At last, she had found an avid student. Soon the two of us played together almost daily. Grandmother taught me as many games as I could fathom and let me practice them with her, correcting my mistakes as they occurred and tapping on my fingers gently each time I attempted an "illegal" move. One day she allowed me into her room. There, she lifted a little cedar box from a drawer, ceremoniously opened it and fished out an old deck of cards that were dog-eared and discolored. Yet, Grandmother held up the cards as if they were holy relics on display before an assembly of believers. She had inherited the cards from her own grandmother, she said, and had been preserving them as if they were sacred. The Origin of Playing Cards "Who invented playing cards?" I once asked her, and she treated me to a story.
Hundreds of years ago in China, she said, most mandarins forbade their concubines to work lest it harm their physical beauty. The idle concubines, poor things, grew so desperately bored that the mandarins had to call upon a Chinese sage for help. The latter obliged by inventing playing cards as a pastime for the concubines. The great explorer Marco Polo eventually brought the cards back to Venice and, in time, the Venetians introduced them to Europe. Grandmother added that some people believed that playing cards had originated in India, where they were invented by a maharajas wife to discourage her husband from playing with his beard. I burst out laughing and told Grandmother I didn''t believe a word of it. After a long silence, she said in that cigarette-strained rasp: "Ah! The things one invents just to counter boredom!" Pictorial Symbols One day, Grandmother decided to describe to me what playing cards actually represented. "They have always had four suits," she explained.
"In the old days, these were a coin, a cup, a sword and a stick. The suits evolved as the cards gained popularity in Europe. The Germans opted for a leaf, a tassel, a bell and a heart. And it was the French who gave the cards their current suits, which originally symbolized the four social classes. Hearts represented the church; spades, the army; diamonds, the bourgeoisie; and clubs, the peasantry. "For me, though, cards are a mirror of the human race," Grandmother added. "Hearts represent the lovers'' race -- people who are tall, attractive and impeccably groomed; they are happy, gregarious and generous. Spades represent sinister-looking criminals with black, bulging eyes and shaggy, grimy hair.
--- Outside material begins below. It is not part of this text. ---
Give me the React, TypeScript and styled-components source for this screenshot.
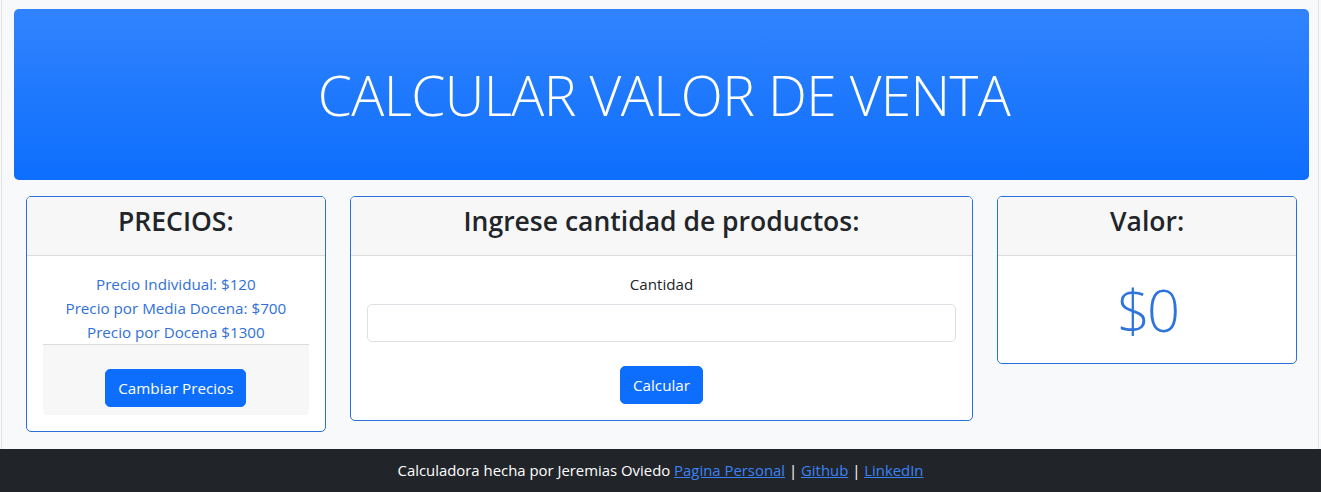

Diamonds represent dreamers, like poets and artists -- sensitive, whimsical people with slim, lithe and gracious bodies. Clubs represent the peasantry: narrow-minded, indolent and tenacious individuals. They are thick, heavy-set and muscular, with shiny, unkempt hair." Watching Grandmother manipulate the cards, I sensed that she was also rearranging the story of her own life -- the triumphs as well as the heartbreaks. Playing Cards and the Calendar Year Grandmother was so struck by the eerie affinity between a pack of cards and the calendar year that she often wondered whether or not some ancient astrologer had actually invented them. She pointed out that a deck contains 52 cards, just like a year has 52 weeks; the colors -- red and black -- correspond with the two yearly solstices; their 12 figures match the 12 zodiac signs; and there are four suits -- hearts, spades, diamonds and clubs -- just as there are four seasons. The 13 cards that make up each suit correspond with the 13 weeks in a season, or the 13 months -- of 28 days each -- in a lunar year. Since the ace is worth one point, the jack 11, the queen 12 and the king 13, the sum of all the cards in a suit is 91, which is also the number of days in a season.
What''s more, if you add up all four suits, you''ll get a total of 364, which is the number of days in a year (52 weeks x 7 days, or, in the case of the lunar year, 13 months x 28 days). Grandmother believed that the joker was added to the deck to fulfill the role of the 365th day in a leap year. Come to think of it, the joker does not really belong anywhere -- not with the hearts, nor the spades, diamonds or clubs. He doesn''t even have a figure -- he is neither king, nor queen, nor jack -- and has no rank. Withdraw the joker from the deck and it remains whole. Yet, introduce him in a game and at once he starts commanding it, dominating all the assets and outclassing all ranks. In Grandmother''s mind, the advent of the joker must have been the work of a cheat. Solitaire Games There are two kinds of card games: the plastic game, or tarot, which originated in Italy and is based on images.
the numerical game, which originated in Asia; it is based on rank and consists of one numerical sequence per suit. Solitaire belongs in the numerical-game category, which can be broken down further into two categories: one is based on rank, such as in Battle , whereby the higher number prevails; the other is based on combination, whereby the player tries to put combinations together that will yield the greatest value. Poker is the best known of combination games. According to Grandmother, solitaire is a game to be played alone and to say that it requires two or more players is utter nonsense. It is the most popular of all card games, and there are more varieties than all other forms of card games combined. Experts believe there are at least 350 different games of solitaire, and new ones are being invented all the time. Blessed with an extraordinary intelligence and a fabulous memory, Grandmother was a high-caliber solitaire player. She knew more than a hundred games by heart.
She had written out about 200 games in her notebook: some she had learned from her maternal grandmother and some from acquaintances; others she had picked up from old books or by corresponding with her parents and friends. Grandmother had even invented a few games. She was so proud of one particular game, Germaine, that she named it after herself. Unfortunately, I was unable to find her notebook; I assumed she burned it shortly before she died. Most games of solitaire require a mixture of luck and skill. Rare are those that are designed to "come out" either through pure chance or by skill alone. They ar.